Honestly, I sort of expected it to get weirder. Maybe it’s because I’ve put films like Possession and Mandy into my eyeballs lately, and I’m not sure what specifically I expected. Maybe some fourth-wall breaking, or time travel, The tagline is “but did it happen?” and that made me think that at some point this was going to be revealed as all being a film in progress, only for the threat to be terribly real or something. I dunno, but “they were camping near a top-secret research facility that’s just experienced an outbreak” doesn’t exactly strain the imagination. It does read like the kind of thing someone like Ryan would think strains the imagination, though.

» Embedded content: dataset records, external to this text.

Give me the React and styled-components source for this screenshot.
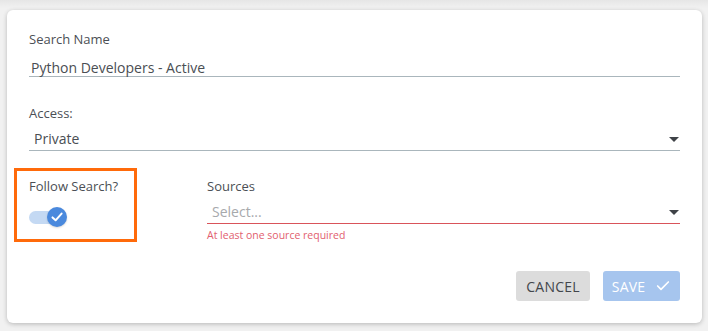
import React from "react";
import styled, { createGlobalStyle } from "styled-components";
import { Check } from "lucide-react";

const GlobalStyle = createGlobalStyle`
  html, body {
    margin: 0;
    padding: 0;
  }
  body {
    background: linear-gradient(#e6e6e6, #f1f1f1 8px) #f1f1f1;
    font-family: "Open Sans", "Liberation Sans", sans-serif;
  }
`;

const Card = styled.div`
  box-sizing: border-box;
  width: 695px;
  margin: 10px 6px 8px 7px;
  padding: 21px 22px 22px 22px;
  background: #fff;
  border-radius: 6px;
  box-shadow: 0 1px 4px rgba(0, 0, 0, 0.18), 0 2px 6px rgba(0, 0, 0, 0.06);
`;

const Field = styled.div`
  display: flex;
  flex-direction: column;
  margin-bottom: ${(p) => p.$gap || 0}px;
`;

const Label = styled.label`
  font-size: 13px;
  line-height: 16px;
  color: #4b4f55;
`;

const TextInput = styled.div`
  margin-top: 12px;
  padding-left: 2px;
  font-size: 14px;
  line-height: 17px;
  color: #4a4e53;
  border-bottom: 1px solid #aab6bc;
`;

const Select = styled.div`
  position: relative;
  margin-top: 8px;
  padding: 0 0 1px 5px;
  font-size: 14px;
  line-height: 20px;
  color: ${(p) => (p.$placeholder ? "#a7a9ac" : "#4a4e53")};
  border-bottom: 1px solid ${(p) => (p.$error ? "#d9545a" : "#aab6bc")};

  &::after {
    content: "";
    position: absolute;
    right: 1px;
    top: 8px;
    border-left: 5px solid transparent;
    border-right: 5px solid transparent;
    border-top: 5px solid #3f4247;
  }
`;

const ErrorText = styled.div`
  margin-top: 4px;
  font-size: 10.5px;
  line-height: 14px;
  color: #e2606e;
`;

const Row = styled.div`
  display: flex;
  align-items: flex-start;
  margin-top: 17px;
`;

const Highlight = styled.div`
  box-sizing: border-box;
  width: 123px;
  margin-left: -15px;
  padding: 7px 12px 12px 12px;
  border: 3px solid #ff6a0a;
  display: flex;
  flex-direction: column;
  gap: 13px;
`;

const Sources = styled.div`
  flex: 1;
  margin-left: 70px;
  padding-top: 10px;
  display: flex;
  flex-direction: column;
`;

const Switch = styled.div`
  position: relative;
  width: 34px;
  height: 20px;
  display: flex;
  align-items: center;
`;

const Track = styled.div`
  width: 32px;
  height: 13px;
  border-radius: 7px;
  background: #c4d9f3;
`;

const Knob = styled.div`
  position: absolute;
  left: 18px;
  top: 0;
  width: 20px;
  height: 20px;
  border-radius: 50%;
  background: #4a89dd;
  display: flex;
  align-items: center;
  justify-content: center;
  box-shadow: 0 1px 2px rgba(0, 0, 0, 0.15);
`;

const Actions = styled.div`
  display: flex;
  justify-content: flex-end;
  gap: 13px;
  margin-top: 29px;
`;

const Button = styled.button`
  box-sizing: border-box;
  height: 30px;
  width: ${(p) => p.$w}px;
  display: flex;
  align-items: center;
  justify-content: center;
  gap: 10px;
  border: none;
  border-radius: 3px;
  font-family: "Open Sans", "Liberation Sans", sans-serif;
  font-size: 14px;
  letter-spacing: 0.2px;
  text-transform: uppercase;
  background: ${(p) => (p.$primary ? "#a6c5ee" : "#dcdcdc")};
  color: ${(p) => (p.$primary ? "#ffffff" : "#43464b")};
  padding: 0;
`;

export default function App() {
  return (
    <>
      <GlobalStyle />
      <Card>
        <Field $gap={28}>
          <Label>Search Name</Label>
          <TextInput>Python Developers - Active</TextInput>
        </Field>
        <Field>
          <Label>Access:</Label>
          <Select>Private</Select>
        </Field>
        <Row>
          <Highlight>
            <Label>Follow Search?</Label>
            <Switch>
              <Track />
              <Knob>
                <svg width="14" height="14" viewBox="0 0 14 14">
                  <path
                    d="M2.5 7.4 L5.6 10.3 L11.6 3.6"
                    fill="none"
                    stroke="#fff"
                    strokeWidth="2"
                    strokeLinecap="round"
                    strokeLinejoin="round"
                  />
                </svg>
              </Knob>
            </Switch>
          </Highlight>
          <Sources>
            <Label>Sources</Label>
            <Select $error $placeholder>
              Select...
            </Select>
            <ErrorText>At least one source required</ErrorText>
          </Sources>
        </Row>
        <Actions>
          <Button $w={74}>Cancel</Button>
          <Button $w={77} $primary>
            Save
            <Check size={16} strokeWidth={2.5} color="#fff" />
          </Button>
        </Actions>
      </Card>
    </>
  );
}
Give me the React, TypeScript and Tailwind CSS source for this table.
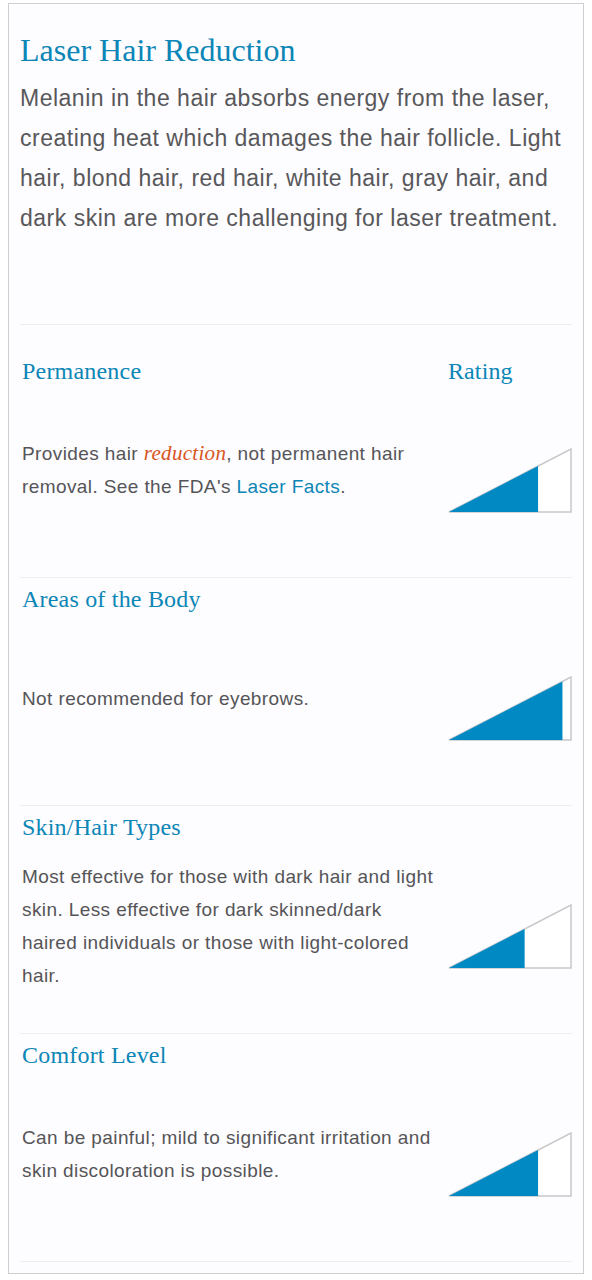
import React from "react";

const sans = { fontFamily: '"Liberation Sans", Arial, sans-serif' };
const serif = { fontFamily: '"Liberation Serif", Georgia, serif' };

function Ramp({ fill }: { fill: number }) {
  const w = 122;
  const h = 63;
  const fx = w * fill;
  const fy = h - (fx * h) / w;
  return (
    <svg width="124" height="65" viewBox="-1 -1 124 65" className="block">
      <polygon points={`0,${h} ${w},0 ${w},${h}`} fill="#ffffff" stroke="#c8c8cb" strokeWidth="1.5" />
      <polygon points={`0,${h} ${fx},${fy} ${fx},${h}`} fill="#0089c3" />
    </svg>
  );
}

interface SectionProps {
  title: string;
  fill: number;
  first?: boolean;
  children: React.ReactNode;
}

function Section({ title, fill, first, children }: SectionProps) {
  return (
    <div className={`border-b border-[#ececf1] ${first ? "h-[253px] pt-[25px]" : "h-[228px]"}`}>
      <div className="flex h-[42px] items-center pl-[2px]">
        <h3 className="w-[426px] text-[24px] leading-[28px] tracking-[0.2px] text-[#0b86b6]" style={serif}>
          {title}
        </h3>
        {first && (
          <span className="text-[24px] leading-[28px] tracking-[0.1px] text-[#0b86b6]" style={serif}>
            Rating
          </span>
        )}
      </div>
      <div className="flex h-[156px] items-center pl-[2px]">
        <p className="w-[426px] pr-[6px] text-[19px] leading-[33px] tracking-[0.4px] text-[#555558]" style={sans}>
          {children}
        </p>
        <div className="mt-[20px]">
          <Ramp fill={fill} />
        </div>
      </div>
    </div>
  );
}

export default function App() {
  return (
    <div className="min-h-[1280px] bg-white pl-[8px] pr-[8px] pt-[3px]">
      <div className="h-[1271px] border border-[#cfcfd2] bg-[#fdfcfe] px-[11px] pt-[28px]">
        <div className="h-[293px] border-b border-[#ececf1]">
          <h2 className="text-[32px] leading-[36px] text-[#0b86b6]" style={serif}>
            Laser Hair Reduction
          </h2>
          <p className="mt-[10px] text-[23px] leading-[40px] tracking-[0.5px] text-[#58585b]" style={sans}>
            Melanin in the hair absorbs energy from the laser, creating heat which damages the hair follicle. Light
            hair, blond hair, red hair, white hair, gray hair, and dark skin are more challenging for laser treatment.
          </p>
        </div>
        <Section title="Permanence" fill={0.73} first>
          Provides hair{" "}
          <em className="text-[21px] leading-[33px] tracking-[0.3px] text-[#d9541f]" style={serif}>
            reduction
          </em>
          , not permanent hair removal. See the FDA's <span className="text-[#0b86b6]">Laser Facts</span>.
        </Section>
        <Section title="Areas of the Body" fill={0.93}>
          Not recommended for eyebrows.
        </Section>
        <Section title="Skin/Hair Types" fill={0.62}>
          Most effective for those with dark hair and light skin. Less effective for dark skinned/dark haired
          individuals or those with light-colored hair.
        </Section>
        <Section title="Comfort Level" fill={0.73}>
          Can be painful; mild to significant irritation and skin discoloration is possible.
        </Section>
      </div>
    </div>
  );
}
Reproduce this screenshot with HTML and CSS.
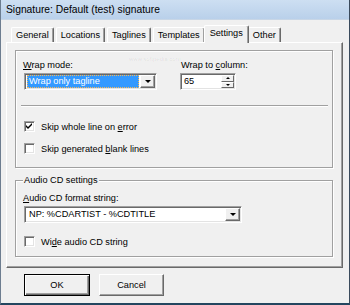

There was potential here: Get rid of the documentary angle, make the threat something a little more minimal - ghostly people, perhaps, something visually striking in the dark without being too expensive to set up, and focus the footage more on a mix of the innocuous and the unsettling, shifting the proportions as the film moves on, and then pick one set of interiors (preferably not a horse farm, maybe even just a clearing somewhere that can be set-dressed to look like the site of a ritual) to source as the center of the threat, and save the majority of your effects budget for one really freaky-looking thing to be the big reveal. You could do something pretty damn good with that. But that’s not what they did. This film reads like it was made by someone very much like Ryan, who probably wrote it by saying “you know what else would be cool? If there were zombies too!” Oh wait, that’s right - the guy who played Ryan wrote the film. It all makes so much more sense now.